The Washington Post is trying to help its sister-Obama-outlet NBC News in its battle with George Zimmerman, the security guard who shot Trayvon Martin. Last week Zimmerman filed suit against NBC Universal alleging that when NBC News mis-edited the 911 call he made before Martin was shot, he was defamed because it looked as though he uttered racial remarks.
The Post argues that Zimmerman should be judged as a public figure, not a private one, which would make his case for defamation much harder to prove. The evidence the post uses to support its claim is absurd.
The Post asserts that Zimmerman was a public figure at the time of the mis-edited 911 call because he had appeared on Sean Hannity’s TV show. The Post whines that even though Zimmerman was a private figure before the shooting, that doesn’t count:
The Supreme Court has ruled that people who “thrust” themselves into the “vortex” of a public issue or dispute can become public figures for the purposes of defamation law, and thus create obstacles for themselves when it comes to filing a libel complaint.
The newspaper quotes Chuck Tobin, an attorney with experience in litigation involving defamation, asserting that Zimmerman’s appearance on Hannity’s show as well as Zimmerman’s use of a website of his own qualifies him as a public figure.
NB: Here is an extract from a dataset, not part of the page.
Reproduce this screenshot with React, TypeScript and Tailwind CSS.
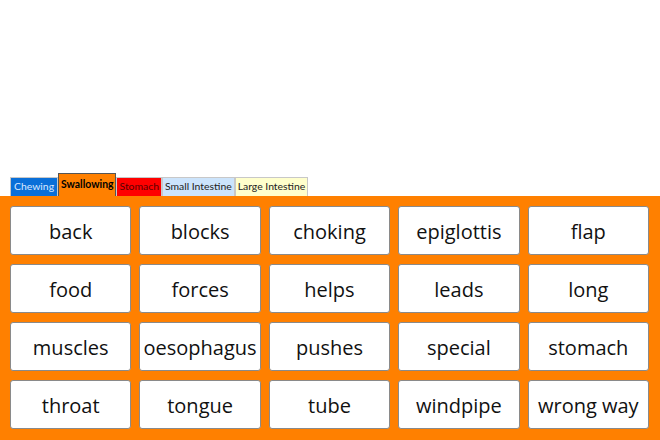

Tobin argues, “There’s a very strong case to be made that he’s a public figure.”
James Beasley, Zimmerman’s attorney, disagreed: “Defendants [media outlets] try to make everyone a public figure…The press can’t create a monster and then say because this person’s now out, he’s a public figure.”
And here’s the kicker that makes the Post’s claims ridiculous: the NBC mis-edits occurred in late March; Zimmerman didn’t appear on Hannity until months later.
Zimmerman went on TV to fight the slurs against him, not to become a public figure. No matter how hard the Post spins for NBC, the news network should be taken to the cleaners – both morally and financially.